Ein neues Expositionssystem setzt lebende Zellen exakt und reproduzierbar feinstaubbelasteten Luftströmen aus. So lassen sich schnell und günstig Daten über die Schadwirkung von Feinstäuben verschiedenster Quellen sammeln.
„Feinstäube können Ruß aus Dieselmotoren, Seesalz an der Küste, natürliche Stäube oder auch Zwischenprodukte in der chemischen Industrie sein“, erklären Dr. Hanns-Rudolf Paur und Sonja Mülhopt vom Karlsruher Institut für Technologie (KIT). Zum Feinstaub zählen alle Staubkörner kleiner als 10 µm, also kleiner als ein hundertstel Millimeter, unabhängig von ihrer chemischen Zusammensetzung. Unterhalb dieser Größenordnung passieren die Partikel leicht die oberen Atemwege des Menschen. Sie lagern sich in den Lungenbläschen (Alveolen) ein und können dort die Zellen infolge ihrer chemischen oder physikalischen Eigenschaften schädigen.
Um die Effekte detailliert zu erforschen, müssen Lungenzellen und Feinstaub in einer realistischen Umgebung zusammengebracht werden. Letztlich müssen die Vorgänge im menschlichen Körper von der Nase bis in die Lunge reproduzierbar nachgestellt werden. Die feinstaubbelastete Luft wird im Karlsruher Expositionssystem dazu auf Körpertemperatur gebracht, mit etwa 85 % Luftfeuchtigkeit versetzt und auf die Strömungsgeschwindigkeit in der Lunge reduziert. Für langanhaltende Messreihen gilt es, diese Bedingungen exakt und reproduzierbar einzuhalten. Zuletzt strömt der Partikelstrom über mit Nährmedium kultivierte Lungenzellen-Kulturen. Je nach Art des Feinstaubes zeigen diese anschließend Symptome von Entzündung, Oxidationsstress oder Membranschäden. Parallel wird über eine Präzisionswaage die deponierte Partikeldosis aufgezeichnet.

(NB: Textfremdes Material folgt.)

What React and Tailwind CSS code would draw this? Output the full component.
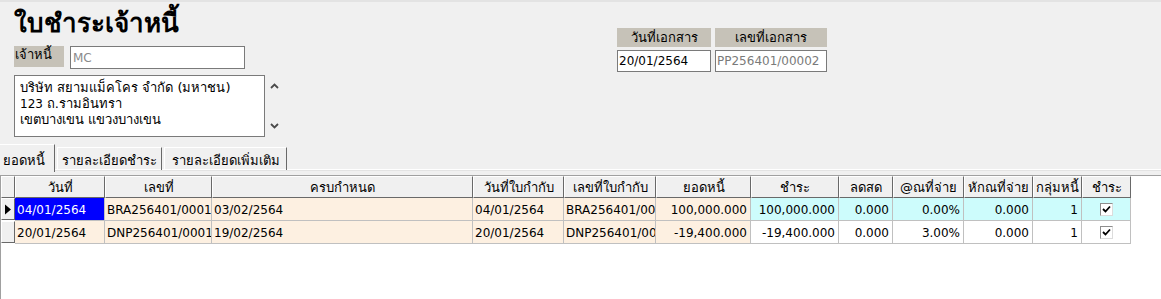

Das neue Expositionssystem ist realitätsnäher als bisherige Verfahren. Zugleich ist das System für viele Anwendungen schneller und günstiger als eine Tierversuchsstudie. Dank seiner Kompaktheit lassen sich mit ihm auch Messungen am Ort der Entstehung oder Belastung durchführen. Tobias Krebs von der Vitrocell Systems GmbH in Waldkirch, dem Industriepartner für die Entwicklung zum marktgängigen Produkt, erklärt: „Die Forschung am KIT hat die Grundlagen gelegt für ein Verfahren mit hohem Industriepotenzial. Gemeinsam wollen wir nun dieses Produkt vermarkten.“
Die Wirkung von Feinstäuben spielt in der Grundlagenforschung, aber auch in vielen Anwendungsfeldern eine Rolle. So muss die chemische Industrie im Rahmen der EU-Chemikalienverordnung REACH nachweisen, in welchen Gefahrenklassen ihre Produkte einzuordnen sind. Hersteller von Lungenmedikamenten wie Asthmasprays könnten neue Wirkstoffe in Vorstudien realitätsnah testen. Auch neue und alte Biomasse-Brennstoffe können relevante Feinstaubquellen sein.